A classic Philly Cheesesteak made with tender paper-thin ribeye, sautéed onions and green peppers, and melted provolone cheese served on buttery toasted hoagie rolls.
Total Time:50 minutes
Yield:4 sandwiches
Ingredients
2 pounds ribeye steak
4 hoagie rolls (8–9 inches)
4 tablespoons unsalted butter, softened
2 cloves garlic, finely minced
2 tablespoons olive oil, divided
1 large yellow onion, diced
1 large green bell pepper, thinly sliced
1 teaspoon salt
½ teaspoon black pepper
1 tablespoon Worcestershire sauce
8 slices provolone cheese
Optional seasoning blend:
½ teaspoon garlic powder
½ teaspoon onion powder
½ teaspoon mustard powder
½ teaspoon paprika
½ teaspoon chili powder
Instructions
Place ribeye in freezer for 30–40 minutes to firm up for slicing.
Slice hoagie rolls three-quarters through and spread with garlic butter made from softened butter and minced garlic.
Toast rolls cut-side down in a skillet over medium-low heat for 3–4 minutes until golden. Set aside.
Slice steak very thinly against the grain. Pound lightly if needed for extra thinness.
Season steak with salt, pepper, and optional seasoning blend.
Heat 1 tablespoon olive oil in a skillet over medium-high heat. Cook onion for 3 minutes, then add green pepper and cook 6–7 minutes until softened. Remove and set aside.

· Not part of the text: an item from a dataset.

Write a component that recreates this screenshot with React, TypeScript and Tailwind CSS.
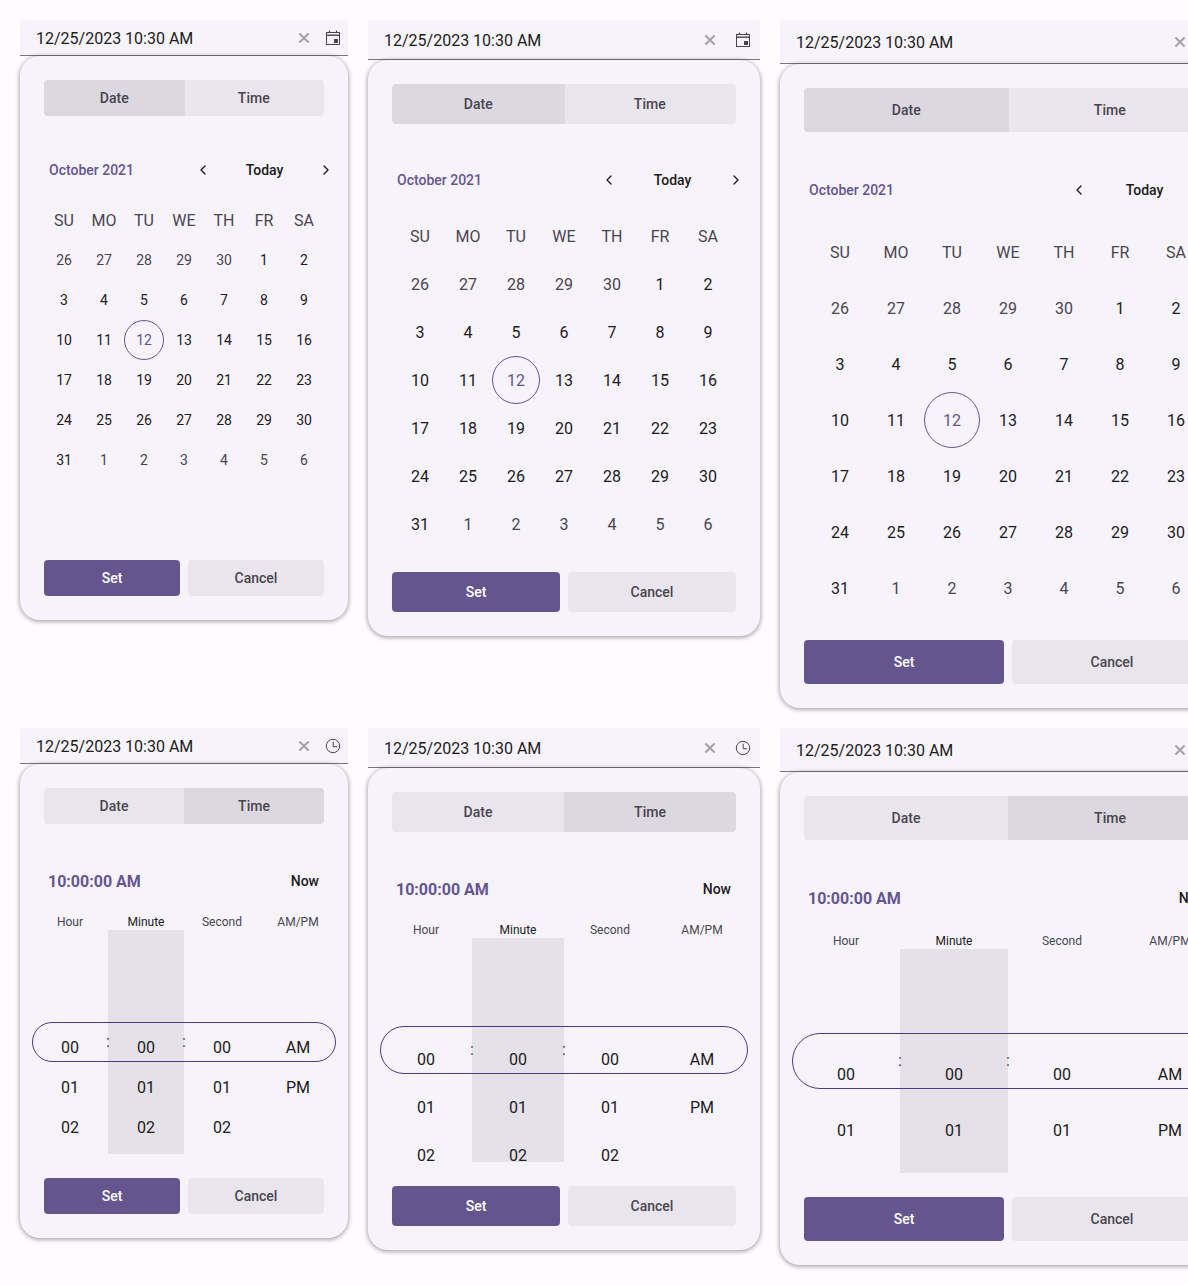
import { ChevronLeft, ChevronRight } from "lucide-react";

type Size = "sm" | "md" | "lg";

const sizes = {
  sm: {
    panel: "w-[328px]",
    input: "h-9",
    action: "w-[30px]",
    clear: "w-7",
    bar: "h-9",
    navBtn: "w-9 h-9",
    calHeader: "h-9",
    grid: "w-[280px]",
    cell: "h-10",
    dayText: "text-sm",
    circle: "w-10 h-10",
    calGap: "mt-20",
    timeHeader: "mt-[37px] mb-[13px]",
    row: "h-10",
    pill: "h-10",
  },
  md: {
    panel: "w-[392px]",
    input: "h-10",
    action: "w-[34px]",
    clear: "w-8",
    bar: "h-10",
    navBtn: "w-10 h-10",
    calHeader: "h-10",
    grid: "w-[336px]",
    cell: "h-12",
    dayText: "text-base pt-0.5",
    circle: "w-12 h-12",
    calGap: "mt-6",
    timeHeader: "mt-[37px] mb-[13px]",
    row: "h-12",
    pill: "h-12",
  },
  lg: {
    panel: "w-[456px]",
    input: "h-11",
    action: "w-[38px]",
    clear: "w-9",
    bar: "h-11",
    navBtn: "w-11 h-11",
    calHeader: "h-11",
    grid: "w-[392px]",
    cell: "h-14",
    dayText: "text-base pt-0.5",
    circle: "w-14 h-14",
    calGap: "mt-6",
    timeHeader: "mt-[38px] mb-[15px]",
    row: "h-14",
    pill: "h-14",
  },
};

const weekdays = ["SU", "MO", "TU", "WE", "TH", "FR", "SA"];

const weeks = [
  ["26", "27", "28", "29", "30", "1", "2"],
  ["3", "4", "5", "6", "7", "8", "9"],
  ["10", "11", "12", "13", "14", "15", "16"],
  ["17", "18", "19", "20", "21", "22", "23"],
  ["24", "25", "26", "27", "28", "29", "30"],
  ["31", "1", "2", "3", "4", "5", "6"],
];

function CalendarIcon() {
  return (
    <svg width="16" height="16" viewBox="0 0 16 16" fill="none" stroke="#49454f" strokeWidth="1">
      <rect x="1.5" y="2.5" width="13" height="12" />
      <path d="M1.5 5.2h13" strokeWidth="1.4" />
      <path d="M4.5 0.5v2.5M11.5 0.5v2.5" strokeWidth="1.2" />
      <rect x="9" y="9" width="4" height="4" fill="#49454f" stroke="none" />
    </svg>
  );
}

function ClockIcon() {
  return (
    <svg width="16" height="16" viewBox="0 0 16 16" fill="none" stroke="#49454f" strokeWidth="1">
      <circle cx="8" cy="8" r="6.7" />
      <path d="M8.2 3.7V8.7H12" />
    </svg>
  );
}

function ClearIcon() {
  return (
    <svg width="12" height="12" viewBox="0 0 12 12" fill="none" stroke="#a5a2aa" strokeWidth="2.1">
      <path d="M1.4 1.4l9.2 9.2M10.6 1.4l-9.2 9.2" />
    </svg>
  );
}

function Field({ size, mode }: { size: Size; mode: "date" | "time" }) {
  const s = sizes[size];
  return (
    <div className={`flex items-center pl-4 bg-[#f6f3fa] rounded-t border-b border-[#79747e] ${s.input}`}>
      <span className="flex-1 pt-0.5 text-base text-[#1d1b20]">12/25/2023 10:30 AM</span>
      <span className={`flex justify-center ${s.clear}`}>
        <ClearIcon />
      </span>
      <span className={`flex justify-center ${s.action}`}>
        {mode === "date" ? <CalendarIcon /> : <ClockIcon />}
      </span>
    </div>
  );
}

function Tabs({ size, active }: { size: Size; active: "date" | "time" }) {
  const s = sizes[size];
  const on = "bg-[#dcd8e0]";
  const off = "bg-[#e9e5ec]";
  return (
    <div className={`flex rounded overflow-hidden text-sm font-medium text-[#49454f] ${s.bar}`}>
      <div
        className={`flex-1 flex items-center justify-center ${active === "date" ? `${on} -mr-px z-10` : off}`}
      >
        Date
      </div>
      <div className={`flex-1 flex items-center justify-center ${active === "time" ? on : off}`}>
        Time
      </div>
    </div>
  );
}

function Actions({ size, className }: { size: Size; className: string }) {
  const s = sizes[size];
  return (
    <div className={`flex gap-2 text-sm font-medium ${s.bar} ${className}`}>
      <button className="flex-1 rounded bg-[#65558f] text-white">Set</button>
      <button className="flex-1 rounded bg-[#e9e5ec] text-[#49454f]">Cancel</button>
    </div>
  );
}

function DatePicker({ size }: { size: Size }) {
  const s = sizes[size];
  return (
    <div className={`flex flex-col ${s.panel}`}>
      <Field size={size} mode="date" />
      <div className="px-6 py-6 bg-[#f6f3fa] rounded-[20px] shadow-[0_1px_4px_1px_rgba(0,0,0,0.32)]">
        <Tabs size={size} active="date" />
        <div className={`flex items-center mt-9 mb-3 pl-[5px] -mr-5 text-sm font-medium ${s.calHeader}`}>
          <span className="flex-1 text-[#65558f]">October 2021</span>
          <span className={`flex items-center justify-center text-[#1d1b20] ${s.navBtn}`}>
            <ChevronLeft size={16} strokeWidth={2} />
          </span>
          <span className="w-[87px] text-center text-[#1d1b20]">Today</span>
          <span className={`flex items-center justify-center text-[#1d1b20] ${s.navBtn}`}>
            <ChevronRight size={16} strokeWidth={2} />
          </span>
        </div>
        <div className={`grid grid-cols-7 mx-auto ${s.grid}`}>
          {weekdays.map((d) => (
            <div key={d} className={`flex items-center justify-center pt-0.5 text-base text-[#49454f] ${s.cell}`}>
              {d}
            </div>
          ))}
          {weeks.map((week, w) =>
            week.map((d, i) => {
              const muted = (w === 0 && i < 5) || (w === 5 && i > 0);
              const selected = w === 2 && i === 2;
              return (
                <div key={`${w}-${i}`} className={`flex items-center justify-center ${s.cell}`}>
                  <span
                    className={`flex items-center justify-center rounded-full ${s.circle} ${s.dayText} ${
                      selected
                        ? "border border-[#65558f] text-[#65558f]"
                        : muted
                          ? "text-[#49454f]"
                          : "text-[#1d1b20]"
                    }`}
                  >
                    {d}
                  </span>
                </div>
              );
            })
          )}
        </div>
        <Actions size={size} className={s.calGap} />
      </div>
    </div>
  );
}

function Wheel({ label, values, shaded, size }: { label: string; values: string[]; shaded?: boolean; size: Size }) {
  const s = sizes[size];
  return (
    <div className="flex-1 min-w-0">
      <div className={`h-4 leading-4 text-xs text-center ${shaded ? "text-[#1d1b20]" : "text-[#49454f]"}`}>
        {label}
      </div>
      <div className={`h-56 pt-[97px] overflow-hidden text-base text-[#1d1b20] ${shaded ? "bg-[#e4e2e8]" : ""}`}>
        {values.map((v) => (
          <div key={v} className={`flex items-center justify-center pt-0.5 ${s.row}`}>
            {v}
          </div>
        ))}
      </div>
    </div>
  );
}

function TimePicker({ size }: { size: Size }) {
  const s = sizes[size];
  const nums = ["00", "01", "02"];
  return (
    <div className={`flex flex-col ${s.panel}`}>
      <Field size={size} mode="time" />
      <div className="px-6 py-6 bg-[#f6f3fa] rounded-[20px] shadow-[0_1px_4px_1px_rgba(0,0,0,0.32)]">
        <Tabs size={size} active="time" />
        <div className={`flex items-center justify-between h-10 pl-1 pr-[5px] ${s.timeHeader}`}>
          <span className="pt-0.5 text-base font-bold text-[#65558f]">10:00:00 AM</span>
          <span className="text-sm font-medium text-[#1d1b20]">Now</span>
        </div>
        <div className="relative flex -mx-3">
          <Wheel label="Hour" values={nums} size={size} />
          <Wheel label="Minute" values={nums} shaded size={size} />
          <Wheel label="Second" values={nums} size={size} />
          <Wheel label="AM/PM" values={["AM", "PM"]} size={size} />
          <div className="absolute inset-x-0 top-4 h-56 flex items-center pointer-events-none">
            <div className={`w-full rounded-[28px] border border-[#4f378b] ${s.pill}`} />
          </div>
          <span className="absolute left-1/4 top-4 h-56 flex items-center -translate-x-1/2 text-base text-[#49454f]">:</span>
          <span className="absolute left-1/2 top-4 h-56 flex items-center -translate-x-1/2 text-base text-[#49454f]">:</span>
        </div>
        <Actions size={size} className="mt-6" />
      </div>
    </div>
  );
}

export default function App() {
  return (
    <div className="h-screen overflow-hidden bg-[#fffbff] p-5 font-['Roboto',sans-serif]">
      <div className="flex items-start gap-5 w-max">
        <DatePicker size="sm" />
        <DatePicker size="md" />
        <DatePicker size="lg" />
      </div>
      <div className="flex items-start gap-5 w-max mt-5">
        <TimePicker size="sm" />
        <TimePicker size="md" />
        <TimePicker size="lg" />
      </div>
    </div>
  );
}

Add remaining olive oil to skillet. Spread steak in an even layer and cook 2 minutes. Add Worcestershire sauce and cook 3–4 minutes more until browned.
Return onions and peppers to skillet and combine.
Divide mixture into 4 portions and top each with 2 slices provolone. Turn off heat and allow cheese to melt.
Transfer each portion to toasted rolls and serve immediately.
Notes
Substitute flank, strip, skirt steak, or top sirloin if needed.
Add mushrooms for extra flavor.
White American cheese or cheese sauce can replace provolone.
Store filling refrigerated up to 3 days or freeze up to 3 months.
Reheat filling in skillet and assemble on freshly toasted rolls.